Review by Ruth Hoberman
Mary Morris’s most recent book of poems—her third—draws its title from Rembrandt’s “late self-portraits”—three paintings he did in the years preceding his 1669 death at the age of 63. At the time, he had lost his wife, his beloved son Titus, and his money. The suffering is evident in Rembrandt’s face, but for many, the paintings also depict an inner light, a sense that he is on the brink not of death but transfiguration. Others see the portraits in less uplifting terms, as studies in bodily decay, with their sad eyes, wrinkled, blemished skin, the paint thickly laid on, the brush strokes visible. Morris’s poems address this tension, wondering whether fleshly ailments can offer insight along with pain. Her epigraph, from Clive James, suggests the answer is yes: “I thought that I was vanishing, but instead I was only coming true.“
The question is particularly urgent for Morris because she has herself suffered from epileptic seizures. Some poems evoke her own seizures; some depict others prone to such out-of-body experiences—the Salem witches, Joan of Arc, Harriet Tubman, Marie Laveau, Marie Curie, Frida Kahlo. Gods, angels, animals, snow, and ghosts work in the poems as light does in a Rembrandt, hinting at something revelatory that is both within and outside us.
In “Gods of a Grand Mal,” for example, a ghostly “They” causes “grave electrical disturbances in the brain.” The speaker lingers “Between breath and death fading voices of ghosts” till she wakes to “hear my son singing from his crib.” There follows a gorgeous image of strangeness reassembling itself into daily life:
With faint images like underdeveloped film
an assimilation appears behind windows
whispers itself into curtains.
The extra spaces, irregular punctuation and broken syntax give the poem a frozen, static quality, the sense of a moment broken open; a “brain shimmer,” as the speaker calls it in “Epileptic.”
Many of the poems that don’t depict illness or extremity focus on artwork—another kind of “brain shimmer.” Picasso, Basquiat, Francis Bacon, and Caravaggio as well as Rembrandt make appearances. Here is the opening of “Rembrandt, Late Self-Portrait,” the poem which opens the book’s second half:
Crimson, with broken blood vessels,
he forfeits the mirror, eating pears
with a glass of time, listens to snow
fall behind memory…
While the “broken blood vessels” and crimson paint emphasize the body’s materiality, the Rembrandt within the painting “forfeits the mirror,” attentive to that other world “behind memory” where snow falls: a spiritual space at once inside and outside the body.

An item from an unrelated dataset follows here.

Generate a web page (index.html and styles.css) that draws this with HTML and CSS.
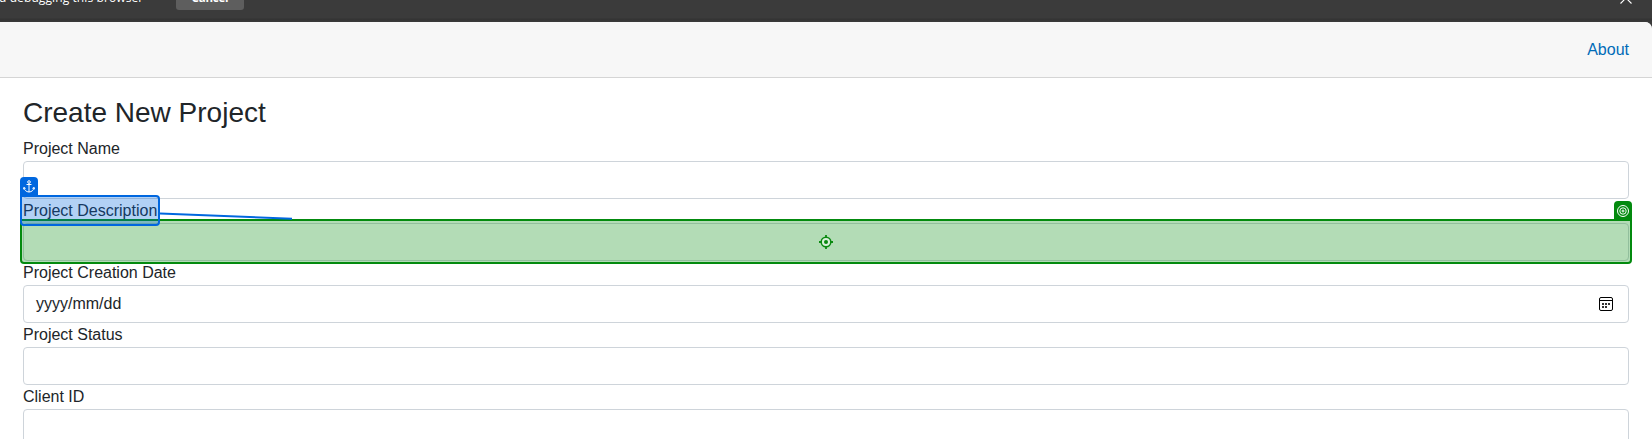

“Ars Poetica”—the traditional title for poems exploring the poet’s rationale for writing—suggests this other space is where the poems come from:
I didn’t know the day would be
a set of green stairs
that I would be climbing outside
of my body.
There’s a surreal quality to these poems—a dream-logic that makes them haunting and hard to paraphrase. But I think that’s precisely the point. Life at times forces us beyond the point where things make sense.

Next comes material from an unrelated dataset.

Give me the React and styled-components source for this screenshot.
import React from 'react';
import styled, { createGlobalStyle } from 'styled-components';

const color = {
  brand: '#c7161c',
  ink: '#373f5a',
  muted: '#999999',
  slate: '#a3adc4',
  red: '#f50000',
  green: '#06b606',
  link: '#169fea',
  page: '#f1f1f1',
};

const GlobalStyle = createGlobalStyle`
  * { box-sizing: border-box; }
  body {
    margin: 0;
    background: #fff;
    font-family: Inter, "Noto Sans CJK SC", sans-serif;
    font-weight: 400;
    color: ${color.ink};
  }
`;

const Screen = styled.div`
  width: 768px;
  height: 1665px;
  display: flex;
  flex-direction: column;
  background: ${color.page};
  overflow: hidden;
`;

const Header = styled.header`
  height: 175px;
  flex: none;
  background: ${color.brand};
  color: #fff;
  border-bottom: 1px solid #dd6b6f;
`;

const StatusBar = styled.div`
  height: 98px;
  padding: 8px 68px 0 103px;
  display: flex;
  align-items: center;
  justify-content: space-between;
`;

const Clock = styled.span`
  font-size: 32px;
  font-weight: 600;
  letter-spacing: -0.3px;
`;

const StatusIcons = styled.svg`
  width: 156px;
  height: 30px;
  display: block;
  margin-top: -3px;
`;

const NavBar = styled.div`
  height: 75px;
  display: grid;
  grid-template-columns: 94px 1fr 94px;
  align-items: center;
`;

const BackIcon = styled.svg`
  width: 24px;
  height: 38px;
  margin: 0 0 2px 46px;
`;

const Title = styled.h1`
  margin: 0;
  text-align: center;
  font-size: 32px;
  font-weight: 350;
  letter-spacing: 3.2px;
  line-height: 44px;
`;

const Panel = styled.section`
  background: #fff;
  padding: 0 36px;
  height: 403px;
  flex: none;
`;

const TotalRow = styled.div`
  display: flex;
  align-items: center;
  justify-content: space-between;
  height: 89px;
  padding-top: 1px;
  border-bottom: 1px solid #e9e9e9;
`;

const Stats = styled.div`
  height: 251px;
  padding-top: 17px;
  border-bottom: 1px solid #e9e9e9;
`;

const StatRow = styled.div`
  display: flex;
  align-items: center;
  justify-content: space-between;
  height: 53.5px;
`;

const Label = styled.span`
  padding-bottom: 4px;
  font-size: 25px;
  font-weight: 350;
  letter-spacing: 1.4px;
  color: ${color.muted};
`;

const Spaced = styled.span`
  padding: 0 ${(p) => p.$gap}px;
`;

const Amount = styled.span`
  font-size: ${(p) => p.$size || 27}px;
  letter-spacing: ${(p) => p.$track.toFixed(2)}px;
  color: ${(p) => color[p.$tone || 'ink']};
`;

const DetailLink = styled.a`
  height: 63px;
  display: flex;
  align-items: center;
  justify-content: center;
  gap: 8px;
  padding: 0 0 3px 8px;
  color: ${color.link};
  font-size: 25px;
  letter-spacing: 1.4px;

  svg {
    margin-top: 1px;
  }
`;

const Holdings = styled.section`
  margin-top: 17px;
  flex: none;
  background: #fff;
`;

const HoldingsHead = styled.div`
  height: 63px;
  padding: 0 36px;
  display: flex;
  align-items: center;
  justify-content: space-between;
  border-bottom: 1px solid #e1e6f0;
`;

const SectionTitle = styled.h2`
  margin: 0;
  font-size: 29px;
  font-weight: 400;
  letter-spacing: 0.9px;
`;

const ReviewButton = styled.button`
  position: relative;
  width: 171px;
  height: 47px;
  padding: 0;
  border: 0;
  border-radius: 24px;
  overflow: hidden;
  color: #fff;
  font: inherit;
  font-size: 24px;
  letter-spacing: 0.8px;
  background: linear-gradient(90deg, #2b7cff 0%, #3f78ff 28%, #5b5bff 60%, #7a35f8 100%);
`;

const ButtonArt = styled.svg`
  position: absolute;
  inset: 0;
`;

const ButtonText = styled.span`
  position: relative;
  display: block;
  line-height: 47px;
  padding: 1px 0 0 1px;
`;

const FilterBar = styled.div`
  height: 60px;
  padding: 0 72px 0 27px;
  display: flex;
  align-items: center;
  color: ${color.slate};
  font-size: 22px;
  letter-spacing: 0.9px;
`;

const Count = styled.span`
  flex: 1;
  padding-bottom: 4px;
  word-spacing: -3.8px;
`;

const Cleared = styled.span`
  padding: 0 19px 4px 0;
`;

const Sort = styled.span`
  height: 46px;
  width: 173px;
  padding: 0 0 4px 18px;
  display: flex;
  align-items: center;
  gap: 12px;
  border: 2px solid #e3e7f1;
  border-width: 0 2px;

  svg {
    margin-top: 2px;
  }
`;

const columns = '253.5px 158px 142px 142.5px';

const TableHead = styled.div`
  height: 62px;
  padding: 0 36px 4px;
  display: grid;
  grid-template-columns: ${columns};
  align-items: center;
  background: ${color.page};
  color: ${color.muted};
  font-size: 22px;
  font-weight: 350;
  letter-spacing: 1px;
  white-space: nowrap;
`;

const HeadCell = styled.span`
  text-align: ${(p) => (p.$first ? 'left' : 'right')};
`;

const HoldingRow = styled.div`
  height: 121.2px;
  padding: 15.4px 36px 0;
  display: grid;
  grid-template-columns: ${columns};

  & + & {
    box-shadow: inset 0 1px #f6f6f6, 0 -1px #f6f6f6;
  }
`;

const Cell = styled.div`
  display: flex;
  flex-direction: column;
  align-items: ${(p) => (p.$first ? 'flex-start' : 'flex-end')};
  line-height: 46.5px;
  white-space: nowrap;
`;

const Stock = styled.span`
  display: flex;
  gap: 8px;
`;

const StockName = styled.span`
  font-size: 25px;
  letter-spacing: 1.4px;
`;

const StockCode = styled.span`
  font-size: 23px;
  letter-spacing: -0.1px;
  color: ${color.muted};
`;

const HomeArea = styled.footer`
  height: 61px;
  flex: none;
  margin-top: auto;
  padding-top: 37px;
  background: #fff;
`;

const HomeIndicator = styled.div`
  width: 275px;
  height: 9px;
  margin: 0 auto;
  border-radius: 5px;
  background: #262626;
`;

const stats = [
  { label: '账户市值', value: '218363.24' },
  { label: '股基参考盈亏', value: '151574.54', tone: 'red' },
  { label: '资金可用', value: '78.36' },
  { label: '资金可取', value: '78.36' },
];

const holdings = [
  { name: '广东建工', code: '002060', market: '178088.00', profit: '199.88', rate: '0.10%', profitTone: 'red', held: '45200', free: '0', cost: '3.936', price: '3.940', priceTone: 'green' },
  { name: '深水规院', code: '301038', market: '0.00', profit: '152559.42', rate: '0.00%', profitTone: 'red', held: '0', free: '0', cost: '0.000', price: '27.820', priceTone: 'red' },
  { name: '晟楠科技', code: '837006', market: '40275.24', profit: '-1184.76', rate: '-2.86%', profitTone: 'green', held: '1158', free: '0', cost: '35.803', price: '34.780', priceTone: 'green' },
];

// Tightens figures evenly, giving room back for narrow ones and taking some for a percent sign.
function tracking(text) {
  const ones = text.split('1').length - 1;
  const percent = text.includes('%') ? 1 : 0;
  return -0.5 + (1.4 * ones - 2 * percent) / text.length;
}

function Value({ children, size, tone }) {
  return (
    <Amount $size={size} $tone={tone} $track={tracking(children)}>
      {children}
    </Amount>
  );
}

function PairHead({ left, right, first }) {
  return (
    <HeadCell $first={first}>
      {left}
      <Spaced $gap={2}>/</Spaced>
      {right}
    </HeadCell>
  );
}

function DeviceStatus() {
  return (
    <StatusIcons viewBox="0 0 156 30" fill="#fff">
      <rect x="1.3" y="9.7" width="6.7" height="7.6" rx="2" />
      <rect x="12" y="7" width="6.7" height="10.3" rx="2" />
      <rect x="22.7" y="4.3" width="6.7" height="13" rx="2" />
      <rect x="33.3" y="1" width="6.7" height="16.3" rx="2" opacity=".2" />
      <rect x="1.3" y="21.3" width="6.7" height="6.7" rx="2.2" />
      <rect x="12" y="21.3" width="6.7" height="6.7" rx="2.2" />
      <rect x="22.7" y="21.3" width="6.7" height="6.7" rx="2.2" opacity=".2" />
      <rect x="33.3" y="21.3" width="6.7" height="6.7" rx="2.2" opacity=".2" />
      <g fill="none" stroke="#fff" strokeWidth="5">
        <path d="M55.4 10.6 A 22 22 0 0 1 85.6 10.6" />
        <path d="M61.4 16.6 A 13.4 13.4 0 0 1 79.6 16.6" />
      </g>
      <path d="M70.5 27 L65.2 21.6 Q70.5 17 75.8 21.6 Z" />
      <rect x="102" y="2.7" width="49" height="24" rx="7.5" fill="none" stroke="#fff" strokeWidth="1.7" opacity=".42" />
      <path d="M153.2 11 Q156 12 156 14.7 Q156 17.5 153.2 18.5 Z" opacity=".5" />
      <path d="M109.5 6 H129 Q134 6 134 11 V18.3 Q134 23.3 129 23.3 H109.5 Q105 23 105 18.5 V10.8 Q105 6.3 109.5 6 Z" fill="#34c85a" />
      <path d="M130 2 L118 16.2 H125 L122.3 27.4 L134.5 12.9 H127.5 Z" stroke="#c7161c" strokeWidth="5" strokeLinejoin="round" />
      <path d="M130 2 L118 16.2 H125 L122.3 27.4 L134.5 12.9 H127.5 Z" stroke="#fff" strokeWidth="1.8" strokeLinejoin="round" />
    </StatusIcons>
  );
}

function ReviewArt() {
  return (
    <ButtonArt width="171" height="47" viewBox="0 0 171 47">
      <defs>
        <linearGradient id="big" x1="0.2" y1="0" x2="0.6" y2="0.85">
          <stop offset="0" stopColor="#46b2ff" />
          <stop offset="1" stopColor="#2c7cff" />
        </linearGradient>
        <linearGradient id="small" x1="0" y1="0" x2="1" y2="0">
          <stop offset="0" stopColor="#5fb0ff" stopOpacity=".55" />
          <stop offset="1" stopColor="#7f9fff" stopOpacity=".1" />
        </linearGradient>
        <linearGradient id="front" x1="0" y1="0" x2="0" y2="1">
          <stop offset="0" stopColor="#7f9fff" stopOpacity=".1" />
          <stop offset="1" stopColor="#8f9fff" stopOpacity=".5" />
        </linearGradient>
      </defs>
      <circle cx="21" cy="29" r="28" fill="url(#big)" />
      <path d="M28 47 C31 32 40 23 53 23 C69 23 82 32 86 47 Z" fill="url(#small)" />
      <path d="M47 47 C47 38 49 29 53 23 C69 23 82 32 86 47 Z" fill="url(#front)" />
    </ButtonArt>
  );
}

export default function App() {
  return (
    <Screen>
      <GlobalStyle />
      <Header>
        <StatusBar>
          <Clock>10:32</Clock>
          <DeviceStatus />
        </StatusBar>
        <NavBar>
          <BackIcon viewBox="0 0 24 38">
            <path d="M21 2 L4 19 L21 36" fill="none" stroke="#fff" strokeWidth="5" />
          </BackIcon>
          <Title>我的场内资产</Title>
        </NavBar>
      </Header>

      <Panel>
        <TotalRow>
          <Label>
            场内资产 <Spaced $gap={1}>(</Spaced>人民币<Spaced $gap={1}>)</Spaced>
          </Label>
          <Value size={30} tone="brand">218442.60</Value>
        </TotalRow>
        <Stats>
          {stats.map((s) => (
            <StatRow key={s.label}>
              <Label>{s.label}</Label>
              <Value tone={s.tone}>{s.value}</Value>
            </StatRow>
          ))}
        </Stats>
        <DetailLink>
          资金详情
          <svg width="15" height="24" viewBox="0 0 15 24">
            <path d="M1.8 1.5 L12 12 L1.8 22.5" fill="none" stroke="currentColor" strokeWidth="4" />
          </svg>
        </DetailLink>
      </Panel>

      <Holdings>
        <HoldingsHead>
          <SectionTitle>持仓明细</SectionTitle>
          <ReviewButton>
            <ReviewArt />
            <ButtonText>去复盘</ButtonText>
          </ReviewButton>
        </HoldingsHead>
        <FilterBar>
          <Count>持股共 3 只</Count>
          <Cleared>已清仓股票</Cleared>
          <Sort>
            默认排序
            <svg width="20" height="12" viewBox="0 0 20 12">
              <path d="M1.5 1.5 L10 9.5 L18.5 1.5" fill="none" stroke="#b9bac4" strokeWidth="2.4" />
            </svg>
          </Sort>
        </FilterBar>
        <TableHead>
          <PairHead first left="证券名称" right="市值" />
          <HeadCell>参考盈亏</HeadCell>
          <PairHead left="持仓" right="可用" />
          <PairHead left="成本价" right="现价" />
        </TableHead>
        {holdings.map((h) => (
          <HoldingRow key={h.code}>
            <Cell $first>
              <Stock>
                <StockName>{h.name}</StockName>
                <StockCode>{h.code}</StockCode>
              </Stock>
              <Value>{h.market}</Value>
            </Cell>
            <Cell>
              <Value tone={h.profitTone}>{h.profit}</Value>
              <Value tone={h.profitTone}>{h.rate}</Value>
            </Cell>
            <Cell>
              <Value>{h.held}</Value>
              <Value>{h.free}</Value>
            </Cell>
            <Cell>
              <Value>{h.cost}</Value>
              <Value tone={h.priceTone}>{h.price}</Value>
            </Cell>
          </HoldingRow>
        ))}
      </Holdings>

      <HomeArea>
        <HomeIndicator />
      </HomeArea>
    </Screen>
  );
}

In a few poems, Morris breaks open words themselves to see what’s beyond. Her poem “Inclusion,” plays with repetition and difference to create a fugue-like intricacy: “See how author is included in authority,” the poem begins, then points out the leach in bleach and the rave in raven. All these inclusions culminate in the final stanza:
and the young savor song sing
through their ring-studded tongues
pierced with halos like saviors.
In poems such as this, Morris uses explicitly Christian imagery to evoke what’s beyond. Biblical allusions, madonnas, angels, saints, and rosaries recur. Other poems are less specific, referring to plural gods or “foreign” universes, or even those green stairs to evoke that space beyond.
There are no dramatic revelations in Morris’s poems; only a shifting of the lens, sharpening our vision over the course of the poem. The poems are like postcards from a place where death, dream, and illness border each other, where “Flesh” borders on “not flesh,” as Morris writes in “Portrait of Caravaggio Painting Death of the Virgin.” Or, as she points out in “Last Supper”: “We die, but we roll/stones from our caves.”
A graduate of the University of Oklahoma, Morris lives in Santa Fe, New Mexico. Her first two books of poems, Enter Water, Swimmer (2018) and Dear October (2020) were widely praised. Late Self-Portraits, which won the Wheelbarrow Books prize, offers a strange and powerful glimpse of what it’s like to walk through the world suffused with a sense that something like transcendence hovers just the other side of daily life.
Late Self-Portraits by Mary Morris
Wheelbarrow Books. 2022. 88 pages. $15.95
ISBN: 9781611864229
Ruth Hoberman is a professor emerita of English at Eastern Illinois University. Since her 2015 retirement, her poems and essays have appeared in such journals as Smartish Pace, RHINO, Comstock Review, Michigan Quarterly Review, and Ploughshares.